#### [Exercise directions]
Pick out the lines below with "this" and list them.

************

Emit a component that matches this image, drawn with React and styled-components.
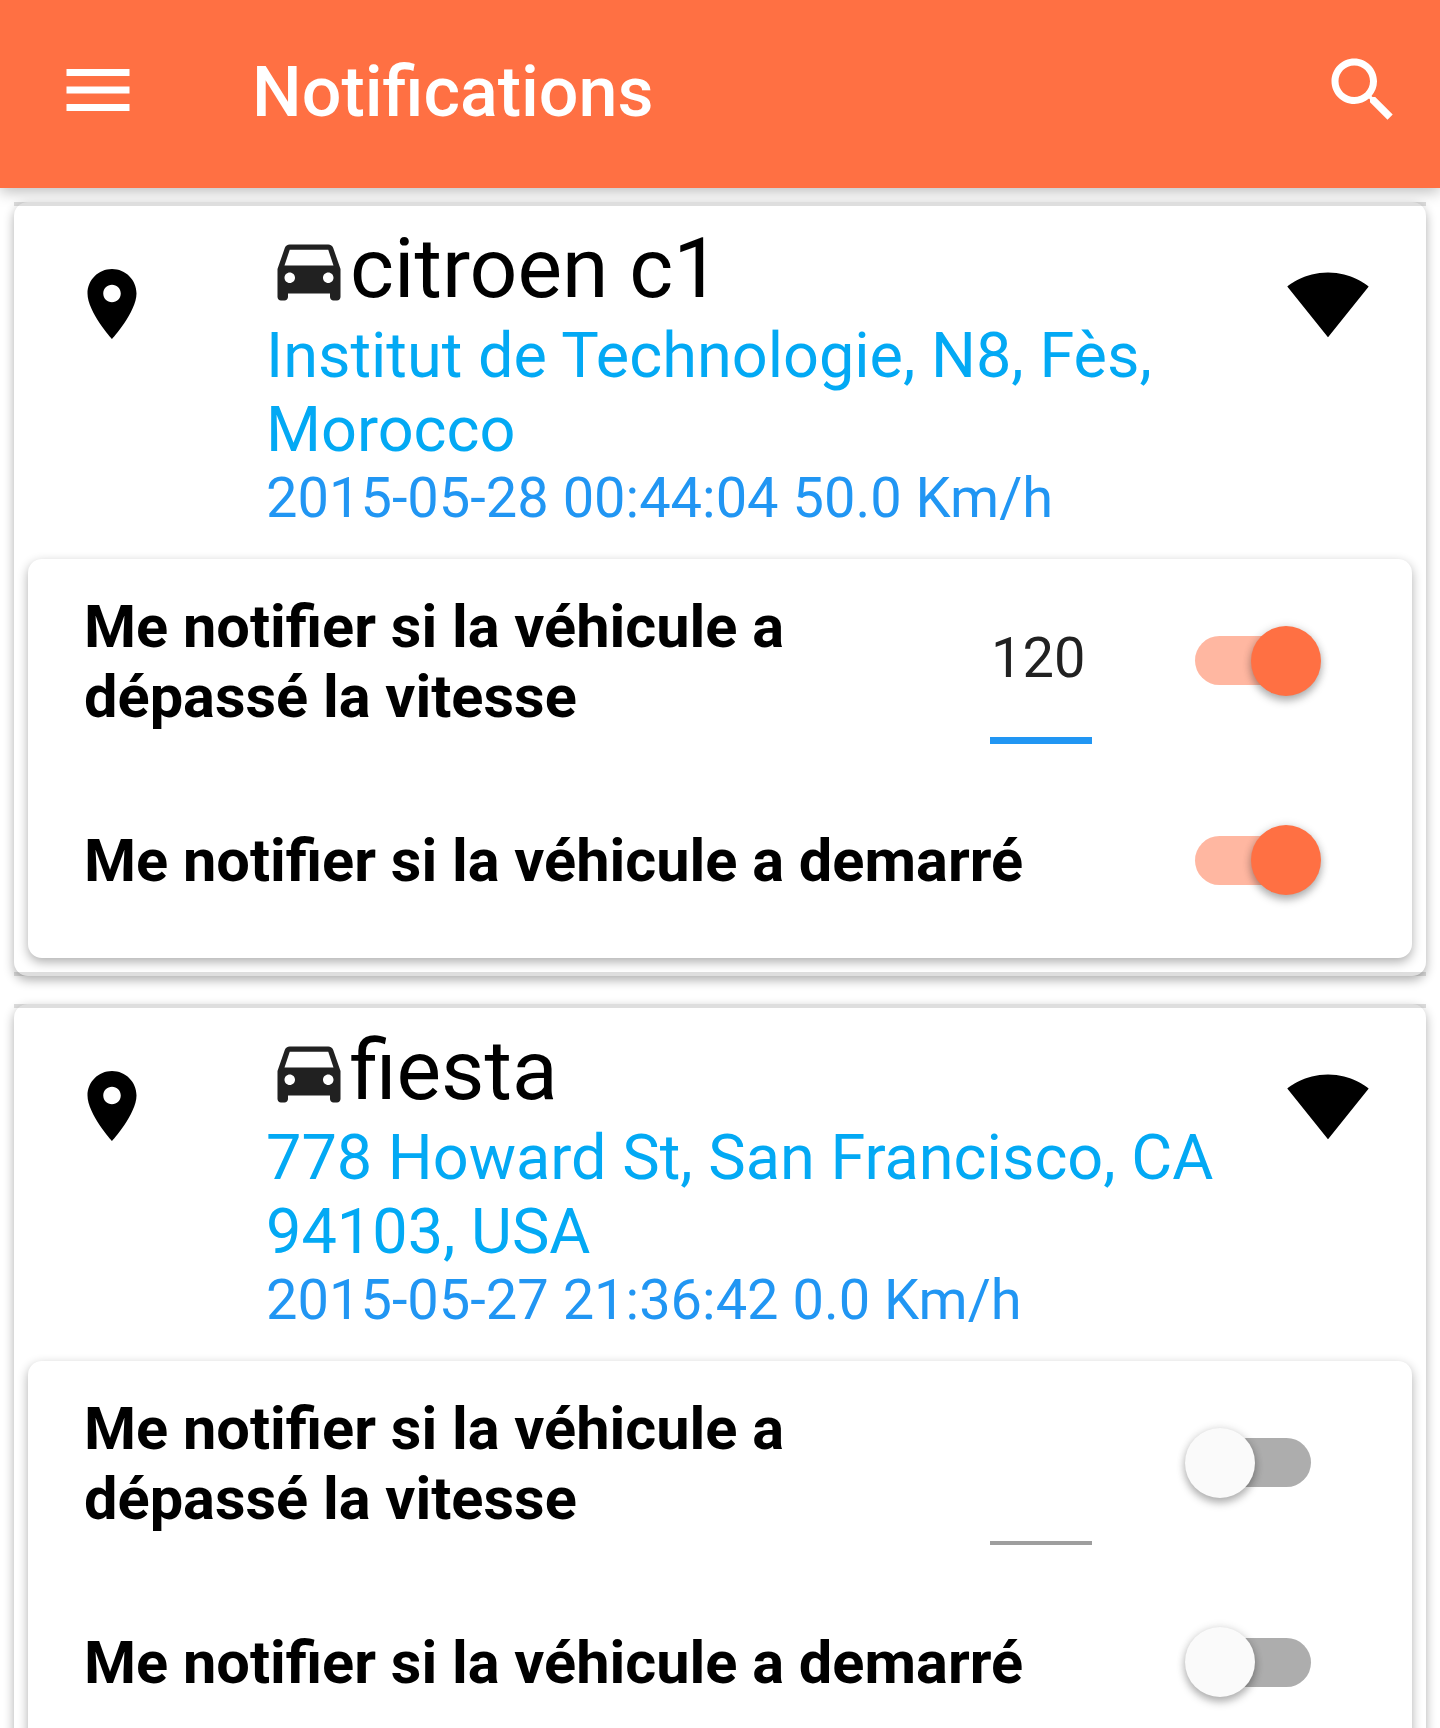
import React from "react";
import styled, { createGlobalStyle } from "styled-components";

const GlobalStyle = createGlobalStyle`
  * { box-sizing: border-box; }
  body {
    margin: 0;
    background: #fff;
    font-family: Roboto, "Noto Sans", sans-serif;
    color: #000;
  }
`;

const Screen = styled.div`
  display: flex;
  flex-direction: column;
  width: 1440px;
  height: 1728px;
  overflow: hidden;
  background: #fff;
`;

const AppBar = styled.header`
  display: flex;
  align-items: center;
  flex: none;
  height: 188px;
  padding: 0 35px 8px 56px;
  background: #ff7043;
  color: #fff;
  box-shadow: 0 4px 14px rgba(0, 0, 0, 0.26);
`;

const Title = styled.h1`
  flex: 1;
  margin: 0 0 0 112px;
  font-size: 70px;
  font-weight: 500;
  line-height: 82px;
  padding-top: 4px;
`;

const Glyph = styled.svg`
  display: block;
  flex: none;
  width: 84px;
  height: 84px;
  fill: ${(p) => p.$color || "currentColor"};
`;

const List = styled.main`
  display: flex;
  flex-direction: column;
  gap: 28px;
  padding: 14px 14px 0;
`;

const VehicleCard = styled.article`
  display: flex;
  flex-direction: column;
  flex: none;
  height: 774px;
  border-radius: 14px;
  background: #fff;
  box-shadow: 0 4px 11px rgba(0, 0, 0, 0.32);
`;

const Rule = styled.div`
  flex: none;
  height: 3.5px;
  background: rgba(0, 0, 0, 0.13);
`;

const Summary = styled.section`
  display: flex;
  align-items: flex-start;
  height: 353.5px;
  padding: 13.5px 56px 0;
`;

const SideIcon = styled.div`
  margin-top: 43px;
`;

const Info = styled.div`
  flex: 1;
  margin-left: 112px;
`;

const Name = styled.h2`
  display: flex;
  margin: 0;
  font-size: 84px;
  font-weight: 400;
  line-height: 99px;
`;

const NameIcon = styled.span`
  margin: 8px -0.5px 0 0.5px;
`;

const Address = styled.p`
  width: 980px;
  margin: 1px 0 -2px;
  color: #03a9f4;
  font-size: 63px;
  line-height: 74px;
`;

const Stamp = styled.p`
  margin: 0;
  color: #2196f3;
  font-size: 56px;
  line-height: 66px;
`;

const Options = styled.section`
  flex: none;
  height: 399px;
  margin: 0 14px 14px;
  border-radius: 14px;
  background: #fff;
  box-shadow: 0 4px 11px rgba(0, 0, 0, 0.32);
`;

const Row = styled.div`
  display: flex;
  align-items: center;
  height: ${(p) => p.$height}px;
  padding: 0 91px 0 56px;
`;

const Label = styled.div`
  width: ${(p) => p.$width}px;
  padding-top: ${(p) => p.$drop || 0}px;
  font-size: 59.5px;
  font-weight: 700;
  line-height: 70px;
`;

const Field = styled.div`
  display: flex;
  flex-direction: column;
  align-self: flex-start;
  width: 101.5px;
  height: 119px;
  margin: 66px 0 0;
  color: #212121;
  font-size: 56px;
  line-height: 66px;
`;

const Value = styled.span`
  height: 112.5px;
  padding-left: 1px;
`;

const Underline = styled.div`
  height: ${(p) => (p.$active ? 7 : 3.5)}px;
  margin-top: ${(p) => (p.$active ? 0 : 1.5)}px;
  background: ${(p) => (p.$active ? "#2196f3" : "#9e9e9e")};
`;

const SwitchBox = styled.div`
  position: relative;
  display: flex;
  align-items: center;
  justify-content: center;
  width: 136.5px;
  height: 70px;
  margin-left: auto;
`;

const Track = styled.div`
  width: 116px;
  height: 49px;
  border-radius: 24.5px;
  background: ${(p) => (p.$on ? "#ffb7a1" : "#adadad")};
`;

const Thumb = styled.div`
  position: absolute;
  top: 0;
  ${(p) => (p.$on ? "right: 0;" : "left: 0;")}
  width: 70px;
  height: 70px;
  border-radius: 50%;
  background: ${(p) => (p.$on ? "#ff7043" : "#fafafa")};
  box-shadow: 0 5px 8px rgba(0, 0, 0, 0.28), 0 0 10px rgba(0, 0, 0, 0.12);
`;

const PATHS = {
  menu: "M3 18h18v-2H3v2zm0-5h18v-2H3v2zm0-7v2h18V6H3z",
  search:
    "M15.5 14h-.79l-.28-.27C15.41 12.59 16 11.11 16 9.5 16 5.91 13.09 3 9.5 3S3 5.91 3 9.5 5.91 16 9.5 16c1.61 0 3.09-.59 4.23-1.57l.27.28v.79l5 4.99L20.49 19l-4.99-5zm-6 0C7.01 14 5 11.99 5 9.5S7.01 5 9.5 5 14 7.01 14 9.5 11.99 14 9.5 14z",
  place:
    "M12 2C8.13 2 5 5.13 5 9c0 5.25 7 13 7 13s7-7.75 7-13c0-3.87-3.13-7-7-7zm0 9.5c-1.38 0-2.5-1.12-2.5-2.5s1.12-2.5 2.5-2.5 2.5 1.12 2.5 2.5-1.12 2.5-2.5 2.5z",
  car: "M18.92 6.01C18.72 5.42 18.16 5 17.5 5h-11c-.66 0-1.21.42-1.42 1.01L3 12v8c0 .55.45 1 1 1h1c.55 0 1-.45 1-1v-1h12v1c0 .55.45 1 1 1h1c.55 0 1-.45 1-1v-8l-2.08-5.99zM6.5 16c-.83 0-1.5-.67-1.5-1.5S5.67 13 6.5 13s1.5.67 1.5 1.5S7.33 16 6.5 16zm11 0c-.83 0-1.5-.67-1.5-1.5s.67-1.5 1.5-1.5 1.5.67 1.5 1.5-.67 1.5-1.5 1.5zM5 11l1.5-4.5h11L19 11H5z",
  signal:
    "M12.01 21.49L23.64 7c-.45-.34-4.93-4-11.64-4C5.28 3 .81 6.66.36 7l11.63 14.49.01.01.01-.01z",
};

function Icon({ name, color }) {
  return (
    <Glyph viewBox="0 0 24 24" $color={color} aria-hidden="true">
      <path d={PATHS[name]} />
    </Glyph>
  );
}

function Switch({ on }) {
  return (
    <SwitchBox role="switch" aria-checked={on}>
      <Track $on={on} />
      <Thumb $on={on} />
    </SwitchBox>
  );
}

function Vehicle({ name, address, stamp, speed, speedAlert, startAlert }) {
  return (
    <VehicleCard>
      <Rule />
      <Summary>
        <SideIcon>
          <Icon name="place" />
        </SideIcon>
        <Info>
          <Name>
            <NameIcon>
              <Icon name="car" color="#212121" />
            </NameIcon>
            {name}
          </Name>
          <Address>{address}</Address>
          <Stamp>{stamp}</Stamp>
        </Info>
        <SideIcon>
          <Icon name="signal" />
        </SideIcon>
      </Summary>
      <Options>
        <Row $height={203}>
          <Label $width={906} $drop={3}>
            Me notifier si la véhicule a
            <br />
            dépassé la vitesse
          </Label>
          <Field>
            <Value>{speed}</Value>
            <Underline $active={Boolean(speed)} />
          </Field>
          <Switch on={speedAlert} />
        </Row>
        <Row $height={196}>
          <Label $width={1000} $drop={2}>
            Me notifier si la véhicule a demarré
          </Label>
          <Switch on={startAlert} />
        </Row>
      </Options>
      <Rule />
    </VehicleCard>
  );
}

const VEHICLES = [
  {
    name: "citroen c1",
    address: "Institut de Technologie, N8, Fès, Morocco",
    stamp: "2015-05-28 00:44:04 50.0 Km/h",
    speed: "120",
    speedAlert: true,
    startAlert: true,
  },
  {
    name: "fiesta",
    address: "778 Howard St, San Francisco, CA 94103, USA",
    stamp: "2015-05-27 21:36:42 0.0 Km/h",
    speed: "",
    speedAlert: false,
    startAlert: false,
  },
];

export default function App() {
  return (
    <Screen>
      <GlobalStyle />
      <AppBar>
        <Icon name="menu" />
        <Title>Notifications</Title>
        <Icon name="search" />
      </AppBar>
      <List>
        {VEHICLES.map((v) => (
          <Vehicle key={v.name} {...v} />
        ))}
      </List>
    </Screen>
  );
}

************

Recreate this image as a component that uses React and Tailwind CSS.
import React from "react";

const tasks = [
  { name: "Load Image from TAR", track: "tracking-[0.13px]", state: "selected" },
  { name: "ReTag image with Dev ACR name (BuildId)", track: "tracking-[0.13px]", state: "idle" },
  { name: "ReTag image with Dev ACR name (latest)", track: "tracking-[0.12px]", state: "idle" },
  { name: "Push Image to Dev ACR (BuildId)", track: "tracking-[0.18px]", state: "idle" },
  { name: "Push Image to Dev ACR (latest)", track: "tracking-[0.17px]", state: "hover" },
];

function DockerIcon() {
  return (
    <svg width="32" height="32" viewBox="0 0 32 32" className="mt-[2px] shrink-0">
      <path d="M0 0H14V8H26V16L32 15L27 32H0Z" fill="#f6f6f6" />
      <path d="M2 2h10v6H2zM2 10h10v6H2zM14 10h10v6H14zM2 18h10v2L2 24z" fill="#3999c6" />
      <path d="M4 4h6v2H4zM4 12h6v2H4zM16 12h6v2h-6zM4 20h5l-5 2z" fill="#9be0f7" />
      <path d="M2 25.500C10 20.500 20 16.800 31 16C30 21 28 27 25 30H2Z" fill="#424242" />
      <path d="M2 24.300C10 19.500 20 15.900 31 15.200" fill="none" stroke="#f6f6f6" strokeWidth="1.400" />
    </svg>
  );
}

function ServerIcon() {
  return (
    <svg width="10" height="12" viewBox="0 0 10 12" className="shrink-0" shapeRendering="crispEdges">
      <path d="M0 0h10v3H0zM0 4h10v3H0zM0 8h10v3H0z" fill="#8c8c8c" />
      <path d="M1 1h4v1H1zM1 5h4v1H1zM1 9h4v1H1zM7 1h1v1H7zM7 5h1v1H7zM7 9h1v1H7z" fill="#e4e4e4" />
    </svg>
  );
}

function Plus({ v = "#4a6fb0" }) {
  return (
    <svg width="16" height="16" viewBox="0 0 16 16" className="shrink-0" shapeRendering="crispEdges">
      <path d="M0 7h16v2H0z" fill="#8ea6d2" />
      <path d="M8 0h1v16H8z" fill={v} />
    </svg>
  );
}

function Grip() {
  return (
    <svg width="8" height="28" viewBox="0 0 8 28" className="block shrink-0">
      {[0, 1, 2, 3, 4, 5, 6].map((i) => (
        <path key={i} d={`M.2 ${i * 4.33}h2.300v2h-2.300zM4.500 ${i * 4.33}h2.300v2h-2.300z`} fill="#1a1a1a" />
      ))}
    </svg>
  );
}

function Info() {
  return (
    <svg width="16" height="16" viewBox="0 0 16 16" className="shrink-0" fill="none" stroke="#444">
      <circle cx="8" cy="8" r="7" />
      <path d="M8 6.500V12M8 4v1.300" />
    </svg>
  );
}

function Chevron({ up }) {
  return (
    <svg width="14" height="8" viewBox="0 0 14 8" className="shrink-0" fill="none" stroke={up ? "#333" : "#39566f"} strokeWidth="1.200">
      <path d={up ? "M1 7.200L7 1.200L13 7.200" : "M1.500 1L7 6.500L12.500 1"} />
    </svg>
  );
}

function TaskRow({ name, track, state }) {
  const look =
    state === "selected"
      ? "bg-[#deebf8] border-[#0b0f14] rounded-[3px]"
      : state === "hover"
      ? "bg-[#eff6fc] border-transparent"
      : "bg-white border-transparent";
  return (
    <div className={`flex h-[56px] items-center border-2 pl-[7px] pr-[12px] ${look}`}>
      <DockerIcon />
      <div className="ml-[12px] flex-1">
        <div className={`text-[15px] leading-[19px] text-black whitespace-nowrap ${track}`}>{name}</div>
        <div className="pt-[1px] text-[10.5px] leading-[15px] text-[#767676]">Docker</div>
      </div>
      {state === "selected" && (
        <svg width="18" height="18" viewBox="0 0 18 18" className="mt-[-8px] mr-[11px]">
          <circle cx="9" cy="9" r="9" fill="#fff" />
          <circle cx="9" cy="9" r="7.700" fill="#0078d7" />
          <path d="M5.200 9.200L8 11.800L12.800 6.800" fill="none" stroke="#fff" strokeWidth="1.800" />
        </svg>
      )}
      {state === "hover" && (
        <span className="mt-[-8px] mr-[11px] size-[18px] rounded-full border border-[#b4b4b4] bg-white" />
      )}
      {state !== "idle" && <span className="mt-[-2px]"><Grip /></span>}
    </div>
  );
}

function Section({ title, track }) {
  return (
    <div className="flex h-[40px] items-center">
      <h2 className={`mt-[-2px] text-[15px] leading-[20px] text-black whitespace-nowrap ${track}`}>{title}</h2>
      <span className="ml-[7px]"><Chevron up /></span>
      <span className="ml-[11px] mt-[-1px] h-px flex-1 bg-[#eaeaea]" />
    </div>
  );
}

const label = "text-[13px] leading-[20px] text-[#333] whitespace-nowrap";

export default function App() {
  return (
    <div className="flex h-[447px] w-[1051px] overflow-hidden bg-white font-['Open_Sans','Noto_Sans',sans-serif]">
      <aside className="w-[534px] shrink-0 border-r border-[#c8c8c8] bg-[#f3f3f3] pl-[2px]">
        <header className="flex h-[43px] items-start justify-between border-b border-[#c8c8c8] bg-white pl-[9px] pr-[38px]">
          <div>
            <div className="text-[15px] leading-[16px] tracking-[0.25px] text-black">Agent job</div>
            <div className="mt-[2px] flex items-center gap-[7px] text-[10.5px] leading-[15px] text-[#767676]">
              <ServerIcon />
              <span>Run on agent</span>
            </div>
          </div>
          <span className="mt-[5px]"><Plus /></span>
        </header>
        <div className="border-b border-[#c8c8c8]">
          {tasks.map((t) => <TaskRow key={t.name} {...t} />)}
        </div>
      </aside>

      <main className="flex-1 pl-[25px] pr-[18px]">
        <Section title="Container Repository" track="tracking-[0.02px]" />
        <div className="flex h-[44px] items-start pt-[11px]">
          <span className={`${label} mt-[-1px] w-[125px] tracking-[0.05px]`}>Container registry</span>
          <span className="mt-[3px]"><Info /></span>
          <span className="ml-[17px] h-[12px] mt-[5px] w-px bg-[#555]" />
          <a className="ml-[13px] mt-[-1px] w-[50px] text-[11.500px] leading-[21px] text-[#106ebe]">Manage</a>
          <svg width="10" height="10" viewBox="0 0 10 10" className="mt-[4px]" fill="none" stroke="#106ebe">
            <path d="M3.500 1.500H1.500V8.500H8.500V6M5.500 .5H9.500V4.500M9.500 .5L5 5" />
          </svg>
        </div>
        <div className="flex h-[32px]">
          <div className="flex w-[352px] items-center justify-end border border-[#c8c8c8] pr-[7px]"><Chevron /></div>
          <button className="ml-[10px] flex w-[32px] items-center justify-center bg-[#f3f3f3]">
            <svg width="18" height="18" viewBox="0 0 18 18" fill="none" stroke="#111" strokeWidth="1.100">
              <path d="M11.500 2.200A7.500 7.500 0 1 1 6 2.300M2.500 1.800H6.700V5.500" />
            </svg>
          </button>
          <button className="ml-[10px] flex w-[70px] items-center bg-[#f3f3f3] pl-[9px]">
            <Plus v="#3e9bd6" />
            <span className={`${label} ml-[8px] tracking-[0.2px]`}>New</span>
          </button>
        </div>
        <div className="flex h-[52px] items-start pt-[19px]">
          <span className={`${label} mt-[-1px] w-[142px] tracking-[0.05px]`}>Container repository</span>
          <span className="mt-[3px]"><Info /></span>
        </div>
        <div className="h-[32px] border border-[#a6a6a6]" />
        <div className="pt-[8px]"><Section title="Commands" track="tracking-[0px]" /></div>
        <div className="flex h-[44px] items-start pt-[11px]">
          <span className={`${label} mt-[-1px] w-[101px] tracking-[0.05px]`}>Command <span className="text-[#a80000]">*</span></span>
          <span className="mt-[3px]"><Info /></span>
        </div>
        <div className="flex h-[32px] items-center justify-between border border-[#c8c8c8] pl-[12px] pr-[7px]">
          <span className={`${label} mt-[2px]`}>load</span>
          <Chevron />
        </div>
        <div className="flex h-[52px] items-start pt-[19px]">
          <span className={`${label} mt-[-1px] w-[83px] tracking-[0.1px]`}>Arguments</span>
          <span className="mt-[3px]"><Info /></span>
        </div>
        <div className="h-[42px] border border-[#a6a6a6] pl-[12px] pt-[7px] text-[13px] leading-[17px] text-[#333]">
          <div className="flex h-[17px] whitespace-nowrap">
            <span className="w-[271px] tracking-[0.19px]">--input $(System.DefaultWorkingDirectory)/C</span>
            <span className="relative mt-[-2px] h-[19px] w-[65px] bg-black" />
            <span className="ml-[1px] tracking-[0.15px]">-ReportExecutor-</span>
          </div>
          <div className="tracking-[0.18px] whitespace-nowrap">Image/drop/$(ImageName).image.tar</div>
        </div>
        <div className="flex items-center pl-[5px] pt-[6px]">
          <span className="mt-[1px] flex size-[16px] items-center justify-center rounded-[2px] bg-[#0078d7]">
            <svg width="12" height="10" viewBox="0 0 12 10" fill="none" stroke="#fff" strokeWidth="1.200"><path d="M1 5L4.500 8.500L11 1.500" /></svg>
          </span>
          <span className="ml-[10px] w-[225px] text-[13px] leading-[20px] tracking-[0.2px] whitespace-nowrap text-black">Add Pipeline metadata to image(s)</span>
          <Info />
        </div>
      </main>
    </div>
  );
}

************

#### [Task result]
Emit a component that matches this image, drawn with React and styled-components.
Recreate this image as a component that uses React and Tailwind CSS.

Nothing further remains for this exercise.